> [Information shown]:
######

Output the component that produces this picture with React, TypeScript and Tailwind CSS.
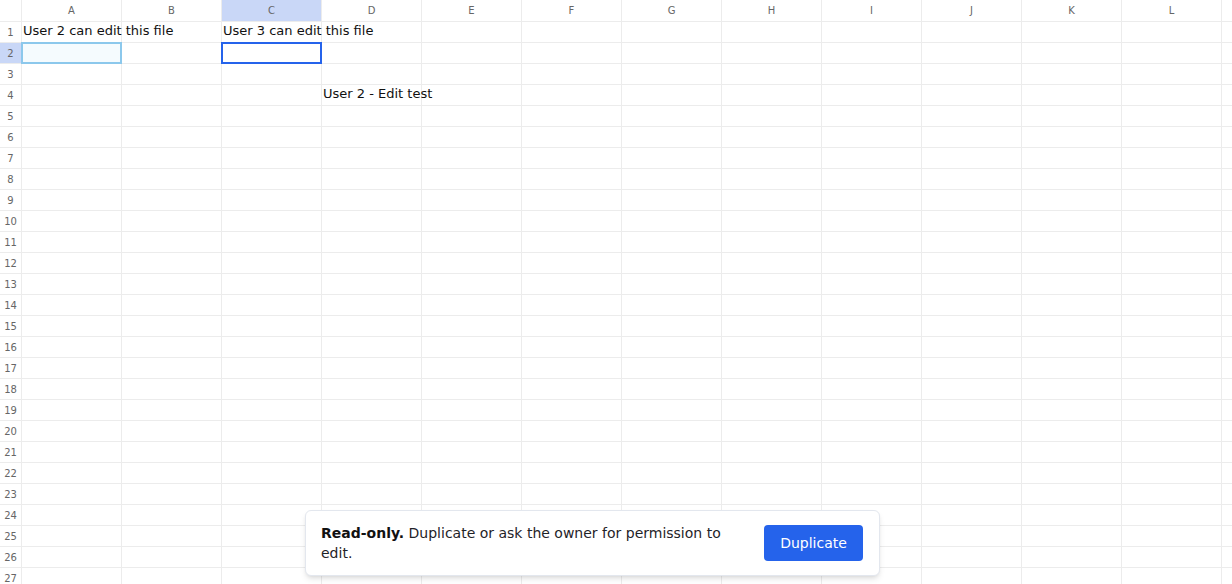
import React from 'react'

const columns = ['A', 'B', 'C', 'D', 'E', 'F', 'G', 'H', 'I', 'J', 'K', 'L', '']
const rows = Array.from({ length: 27 }, (_, i) => i + 1)

// cell contents keyed by "col-row"
const values: Record<string, string> = {
  'A-1': 'User 2 can edit this file',
  'C-1': 'User 3 can edit this file',
  'D-4': 'User 2 - Edit test',
}

function Cell({ col, row }: { col: string; row: number }) {
  const value = values[`${col}-${row}`]
  const isActive = col === 'C' && row === 2
  const isPeer = col === 'A' && row === 2
  return (
    <div className="relative w-[100px] h-[21px] shrink-0 border-r border-b border-[#ececec]">
      {value && (
        <span className="absolute left-[1px] -top-[2px] h-[21px] leading-[21px] whitespace-nowrap text-[13px] text-[#111] z-10">
          {value}
        </span>
      )}
      {isPeer && (
        <div className="absolute -left-px -top-px w-[101px] h-[22px] border-2 border-[#8cc8ec] bg-[#f5fbfe]" />
      )}
      {isActive && (
        <div className="absolute -left-px -top-px w-[101px] h-[22px] border-2 border-[#2563eb] z-20" />
      )}
    </div>
  )
}

export default function App() {
  return (
    <div className="relative w-[1232px] h-[584px] overflow-hidden bg-white font-['DejaVu_Sans',sans-serif]">
      {/* Column headers */}
      <div className="flex h-[22px]">
        <div className="w-[22px] h-[22px] shrink-0 border-r border-b border-[#ececec]" />
        {columns.map((c) => (
          <div
            key={c || 'extra'}
            className={`w-[100px] h-[22px] shrink-0 border-r border-b border-[#ececec] flex items-center justify-center text-[10px] text-[#666] ${
              c === 'C' ? 'bg-[#c9d7f7]' : 'bg-white'
            }`}
          >
            {c}
          </div>
        ))}
      </div>

      {/* Rows */}
      {rows.map((r) => (
        <div key={r} className="flex h-[21px]">
          <div
            className={`w-[22px] h-[21px] shrink-0 border-r border-b border-[#ececec] flex items-center justify-center text-[10px] text-[#666] ${
              r === 2 ? 'bg-[#c9d7f7]' : 'bg-white'
            }`}
          >
            {r}
          </div>
          {columns.map((c) => (
            <Cell key={c || 'extra'} col={c} row={r} />
          ))}
        </div>
      ))}

      {/* Read-only toast */}
      <div className="absolute left-[305px] top-[510px] w-[575px] h-[66px] flex items-center gap-4 pl-[15px] pr-4 bg-white border border-[#e3e7ee] rounded-md shadow-md z-30">
        <p className="flex-1 text-[14px] leading-[20px] text-[#1f2328]">
          <span className="font-bold text-[#111]">Read-only.</span> Duplicate or ask the owner for permission to edit.
        </p>
        <button className="shrink-0 w-[99px] h-[36px] rounded-[4px] bg-[#2563eb] text-white text-[14px]">
          Duplicate
        </button>
      </div>
    </div>
  )
}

######

> [Goal]: Copy out each line word for word, please, skipping the images.

> [Solved problem]:
Output the component that produces this picture with React, TypeScript and Tailwind CSS.
import React from 'react'

const columns = ['A', 'B', 'C', 'D', 'E', 'F', 'G', 'H', 'I', 'J', 'K', 'L', '']
const rows = Array.from({ length: 27 }, (_, i) => i + 1)

// cell contents keyed by "col-row"
const values: Record<string, string> = {
  'A-1': 'User 2 can edit this file',
  'C-1': 'User 3 can edit this file',
  'D-4': 'User 2 - Edit test',
}

function Cell({ col, row }: { col: string; row: number }) {
  const value = values[`${col}-${row}`]
  const isActive = col === 'C' && row === 2
  const isPeer = col === 'A' && row === 2
  return (
    <div className="relative w-[100px] h-[21px] shrink-0 border-r border-b border-[#ececec]">
      {value && (
        <span className="absolute left-[1px] -top-[2px] h-[21px] leading-[21px] whitespace-nowrap text-[13px] text-[#111] z-10">
          {value}
        </span>
      )}
      {isPeer && (
        <div className="absolute -left-px -top-px w-[101px] h-[22px] border-2 border-[#8cc8ec] bg-[#f5fbfe]" />
      )}
      {isActive && (
        <div className="absolute -left-px -top-px w-[101px] h-[22px] border-2 border-[#2563eb] z-20" />
      )}
    </div>
  )
}

export default function App() {
  return (
    <div className="relative w-[1232px] h-[584px] overflow-hidden bg-white font-['DejaVu_Sans',sans-serif]">
      {/* Column headers */}
      <div className="flex h-[22px]">
        <div className="w-[22px] h-[22px] shrink-0 border-r border-b border-[#ececec]" />
        {columns.map((c) => (
          <div
            key={c || 'extra'}
            className={`w-[100px] h-[22px] shrink-0 border-r border-b border-[#ececec] flex items-center justify-center text-[10px] text-[#666] ${
              c === 'C' ? 'bg-[#c9d7f7]' : 'bg-white'
            }`}
          >
            {c}
          </div>
        ))}
      </div>

      {/* Rows */}
      {rows.map((r) => (
        <div key={r} className="flex h-[21px]">
          <div
            className={`w-[22px] h-[21px] shrink-0 border-r border-b border-[#ececec] flex items-center justify-center text-[10px] text-[#666] ${
              r === 2 ? 'bg-[#c9d7f7]' : 'bg-white'
            }`}
          >
            {r}
          </div>
          {columns.map((c) => (
            <Cell key={c || 'extra'} col={c} row={r} />
          ))}
        </div>
      ))}

      {/* Read-only toast */}
      <div className="absolute left-[305px] top-[510px] w-[575px] h-[66px] flex items-center gap-4 pl-[15px] pr-4 bg-white border border-[#e3e7ee] rounded-md shadow-md z-30">
        <p className="flex-1 text-[14px] leading-[20px] text-[#1f2328]">
          <span className="font-bold text-[#111]">Read-only.</span> Duplicate or ask the owner for permission to edit.
        </p>
        <button className="shrink-0 w-[99px] h-[36px] rounded-[4px] bg-[#2563eb] text-white text-[14px]">
          Duplicate
        </button>
      </div>
    </div>
  )
}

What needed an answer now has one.